R. 1:6-6 sets forth how to place evidence before a court. “If a motion is based on facts not appearing of record or not judicially noticeable, the court may hear it on affidavits made on personal knowledge, setting forth only facts which are admissible in evidence to which the affiant is competent to testify and which may have annexed thereto certified copies of all papers or parts thereof referred to therein.” R. 1:6-6. Personal knowledge, the mandate of the rule, clearly excludes facts based merely on “information and belief.” See Wang v. Allstate Ins. Co., 125 N.J. 2, 16 (1991). Affidavits by attorneys of facts not based on their personal knowledge but related to them by and within the primary knowledge of their clients constitute objectionable hearsay. See Murray v. Allstate Ins. Co., 209 N.J. Super. 163, 169 (App. Div. 1986). The requirements of the rule also are not met by affidavits containing argument, other forms of hearsay and general factual or legal conclusion. Pressler, Current N.J. Court Rules, comment on R. 1:6-6 (2011). Where hearsay is admissible under an exception to the hearsay rule which requires that specific conditions have been satisfied, hearsay evidence cannot be deemed competent unless it is first determined that those conditions have been satisfied. Jeter v. Stevenson, 284 N.J. Super. 229 (App. Div. 1995). Merely appending relevant documents to the motion brief does not constitute compliance with R. 1:6-6; such documents must be incorporated by reference in an appropriate affidavit or certification, which properly authenticates material which is otherwise admissible. See Celino v. Gen. Accident Ins., 211 N.J. Super. 538 (App. Div. 1986).

N.J.R.E. 901 sets forth the rule for authentication of evidence. “The requirement of authentication or identification as a condition precedent to admissibility is satisfied by evidence sufficient to support a finding that the matter is what its proponent claims.” N.J.R.E. 901.

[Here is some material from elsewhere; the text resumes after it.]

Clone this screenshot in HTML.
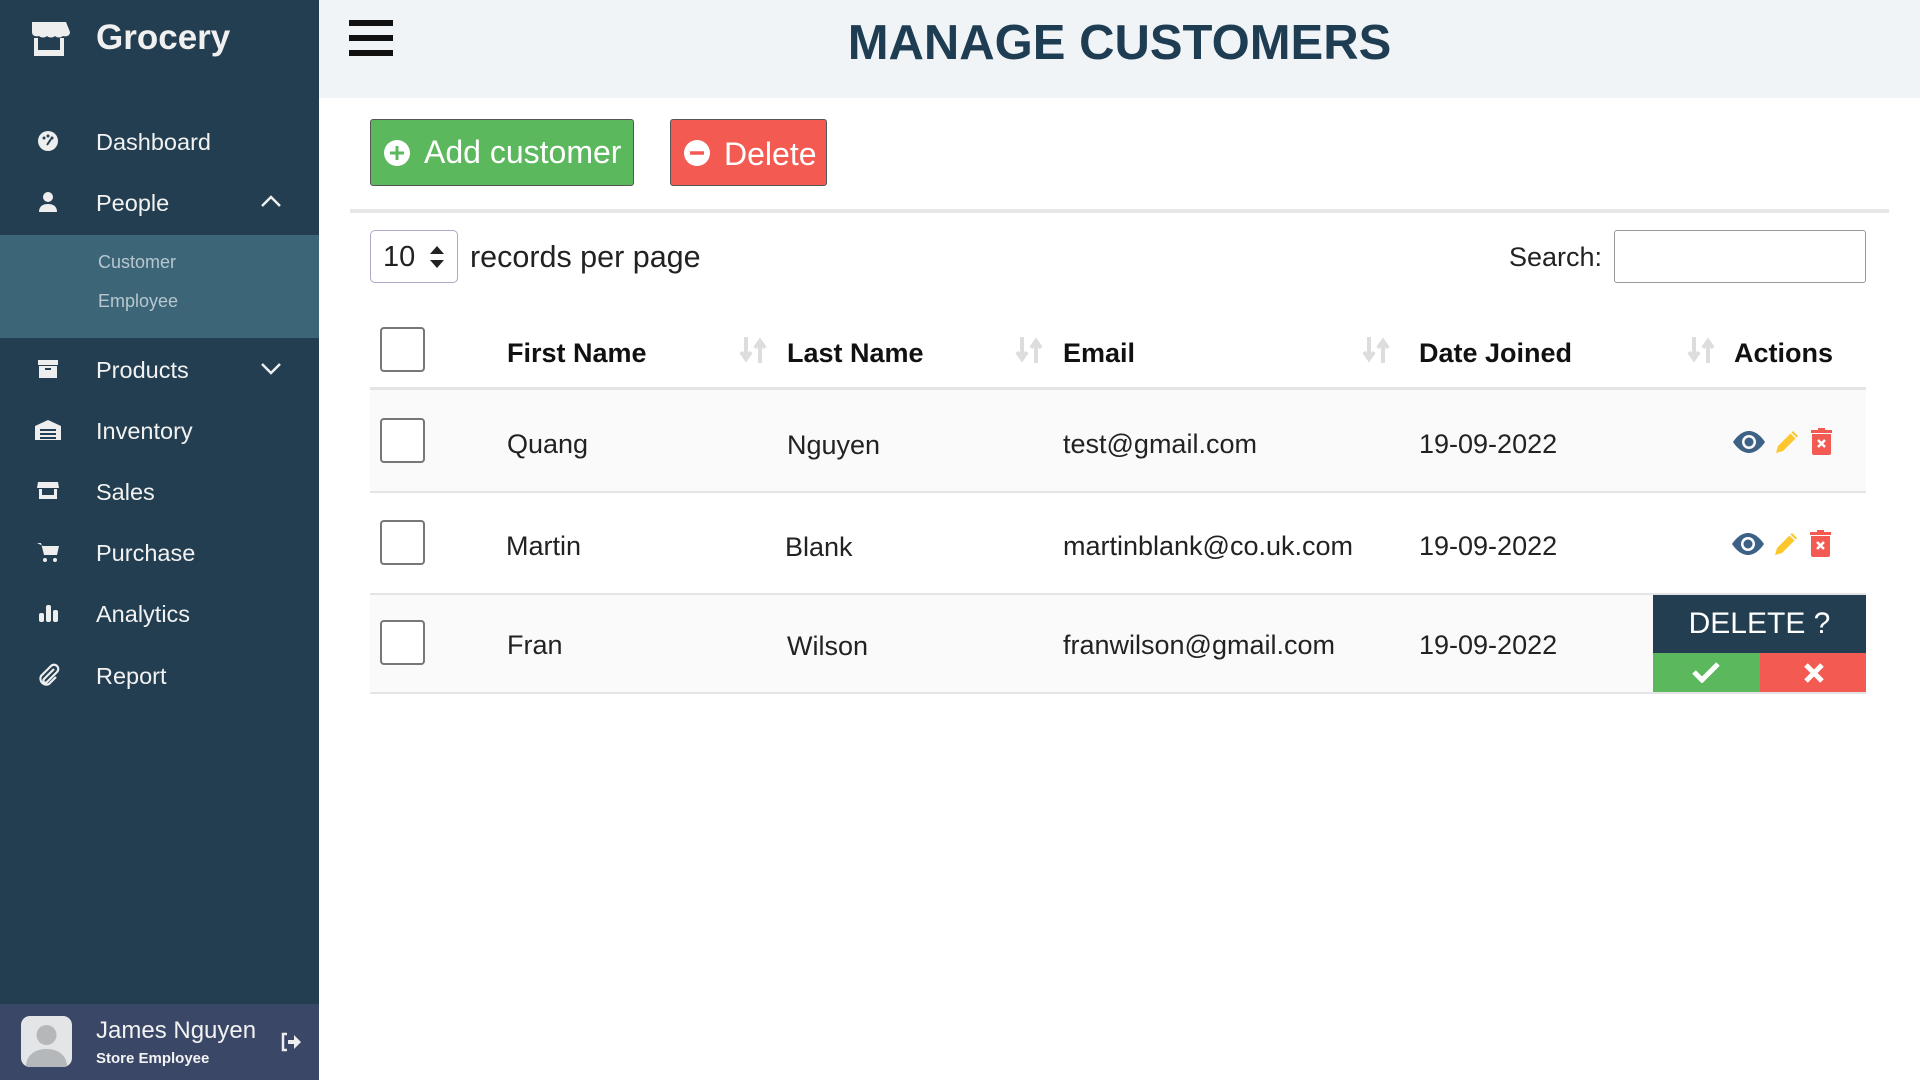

In order for the business records exception to the hearsay rule to apply, there must be someone in the business to certify: (1) the record was recorded pursuant to the regular practice of the business, (2) the information was recorded shortly after the related event occurred, and (3) the information recorded came from someone in that business who had a business duty to report it. See State v. Matulewicz, 101 N.J. 27, 29 (1985).